# Canadian Nightcrawlers



## robert69 (Jul 16, 2005)

Hello all. I feed my P's regular jumbo nighcrawler worms(along with smelt, shrimp, etc.) that I purchase at my local WalMart. I was in WalMart today and noticed that they now stock Canadian nightcrawler worms which appeared flourescent green in color. Anyone have any info on this type of nightcrawler?? Is it safe to feed my P's? What is the difference between a regular nightcrawler and a Canadian nightcrawler?? Any feedback would be appreciated.

thanks


----------



## taylorhedrich (Mar 2, 2005)

I'm not positive how they get the worms like that, but I think they are some sort of hybrid mutation or something. I would just stick with the regular nightcrawlers to be safe.
~Taylor~


----------



## Winkyee (Feb 17, 2003)

As far as I know, the ones you find at WallMart are all Canadian.
The green ones are treated to be that color for bait use only.


----------



## cueball (May 24, 2005)

nope i cant see it being any good mon.... go with garden worm,,, or is it just me


----------



## piranah4life44 (Oct 29, 2006)

I think they are green because of their diet. I remember watching a TV show where they grew neon green worms so they could be used to attract fish for fishing. The only difference is that they where fed strictly green veggies only...I think they are safe


----------



## CorGravey (Feb 13, 2007)

piranah4life44 said:


> I think they are green because of their diet. I remember watching a TV show where they grew neon green worms so they could be used to attract fish for fishing. The only difference is that they where fed strictly green veggies only...I think they are safe


Yes. They are green bcuz of a diet the farmers give them. They r great for bait, but bad for sustaining ur Ps.

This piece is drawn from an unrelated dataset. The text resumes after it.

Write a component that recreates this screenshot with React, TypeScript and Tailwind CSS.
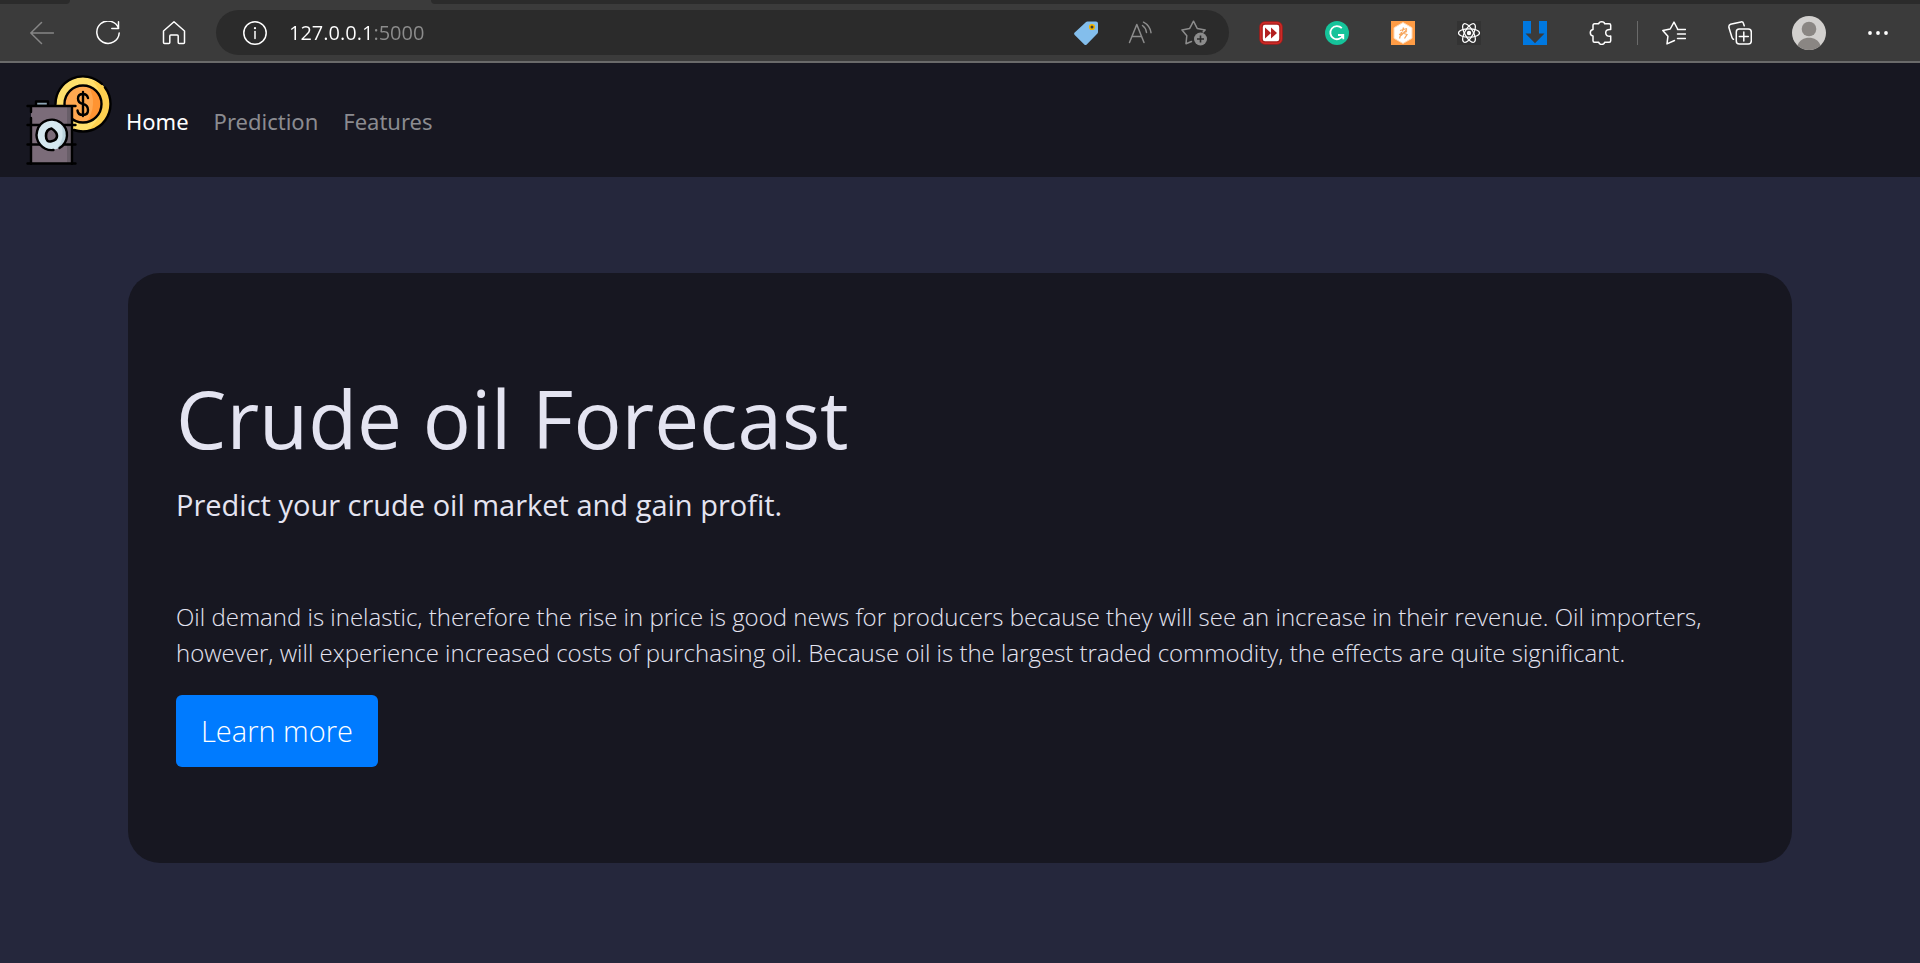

Not all Canadian nightcralers are green LOL


----------



## KILLERLEXUS (Feb 3, 2003)

the flouresent color comes from food that fishermans feed their worms so that they are easier to see for bass at night. harmless stuff.


----------



## Rice & Beanz (Oct 30, 2006)

It would be easier to see if your redbellies digest normally or not...Imagine seeing neon green piranha's turd everywhere!!


----------



## taylorhedrich (Mar 2, 2005)

Rice & Beanz said:


> It would be easier to see if your redbellies digest normally or not...Imagine seeing neon green piranha's turd everywhere!!


Someone here should try it and let us know how it goes.


----------



## blazednosferatu (Feb 27, 2006)

Ive gotten the canadian kind at walmart and they wernt green, maybe they just started making them green.


----------



## taylorhedrich (Mar 2, 2005)

blazednosferatu said:


> Ive gotten the canadian kind at walmart and they wernt green, maybe they just started making them green.


They only do it to certain ones (it's their diet)...as been said in this thread, they do it to attract fish better when fishing.


----------



## piranha_guy_dan (Oct 4, 2004)

they are called nitro worms, ive tried them before and didnt notice any difference from regular earth worms.

here is info and the guy who invented them

http://www.newsandevents.utoronto.ca/bios/00/giannaris.htm

http://www.nitroworms.com/


----------



## piranha_guy_dan (Oct 4, 2004)

also if i remember correctly its Phosphorus that is what makes the worms glow green. here is an interesting read about Phosphorus and how it talks about glowing. the makes wont give out their secret but when these worms were first invented it was on the news and i think i remember Phosphorus being the reason for the green glow.

http://en.wikipedia.org/wiki/Phosphorus#Glow


----------



## Winkyee (Feb 17, 2003)

The place that supplies all the USA Wall Mart worms is here in Windsor. A flat of worms is about 50 bucks for 500 of them (regular, not nitro although I can check to see if they do the green thing to them here).


----------



## KILLERLEXUS (Feb 3, 2003)

you can send away to worm farms, to buy worms in bulk. cost about $26 shipped for a pound of redworms ( kind of small compared to nightcrawlers. but bite size, less messy).


----------



## Trigga (Jul 1, 2006)

wait....Walmart sells worms? since when? and in what section?


----------



## Winkyee (Feb 17, 2003)

Trigga said:


> wait....Walmart sells worms? since when? and in what section?


Not in Canada that I'm aware of.


----------



## Trigga (Jul 1, 2006)

ahhh skittle sticks


----------



## blazednosferatu (Feb 27, 2006)

Well the super walmart by me has worms in a fridge by the sporting goods


----------



## Fordfanatic (Feb 2, 2006)

I'd stick with the regulars. You can also try bloodworms but they can get pricey!


----------



## stevedave (Apr 1, 2007)

Trigga said:


> wait....Walmart sells worms? since when? and in what section?


Yep, in the sporting goods section, near the registers and whatnot at my local Wal Mart.


----------